Here’s a simple definition of such a parser:

(defn hello-parser [contents]
  {:metadata {:length (count contents)}
   :contents (str "<h1>Hello world!</h1><p>" contents "</p>")})

Builtin parsers

Out of the box, λ-blog comes bundled with a Markdown parser based on markdown-clj. To use it, simply require its namespace and add it to your generation pipeline:

(require '[lambda-blog.parsers.md :as md])

;; Elswhere in the code:
(-> filename
    slurp
    md/parse)

The value returned is a Clojure map containing at least :contents & :metadata keys:

user=> (md/parse "Some: \"Metadata\"\n\n# Some\nMarkdown\n## Contents")
{:metadata {:some "Metadata"}
 :contents "<h1>Some</h1>Markdown<h2>Contents</h2>"}

Each of metadata value is assumed to be in Clojure EDN format and thus is parsed as such.
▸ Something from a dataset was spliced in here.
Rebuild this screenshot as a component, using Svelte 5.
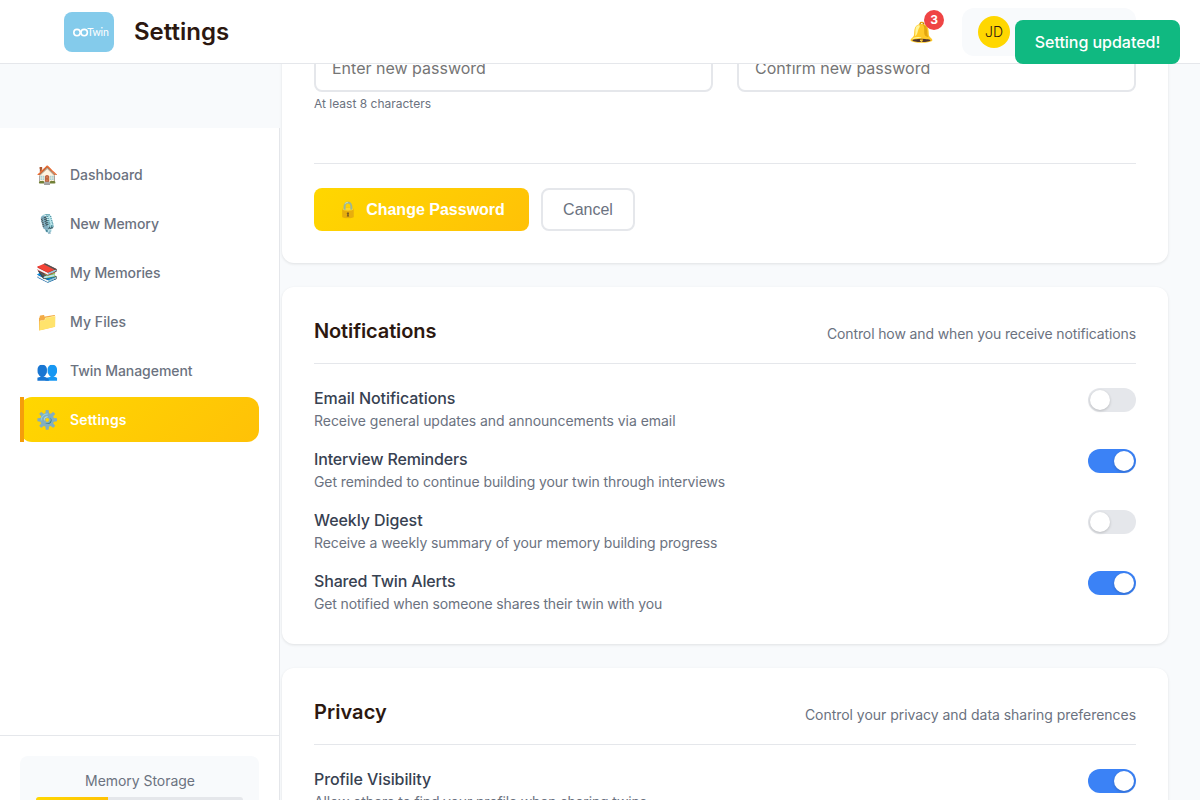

In order to give a certain metadata key multiple values, simply use a Clojure vector:

user=> (md/parse "Some: [Multiple Values]\n\n# Some\nMarkdown\n## Contents" {})
{:metadata {:some [Multiple Values]}
 :contents "<h1>Some</h1>Markdown<h2>Contents</h2>"}

Additional arguments

The builtin Markdown parser accepts a number of extra, keyword arguments:

  • :footnotes? - toggles footnote syntax parsing; true by default,

  • :heading-anchors - toggles HTML anchors in headers; true by default,

  • previews? - toggles generation of entry prievews (snipping text at <!-- more --> tag),

  • :reference-links? - toggles reference link syntax parsing; true by default.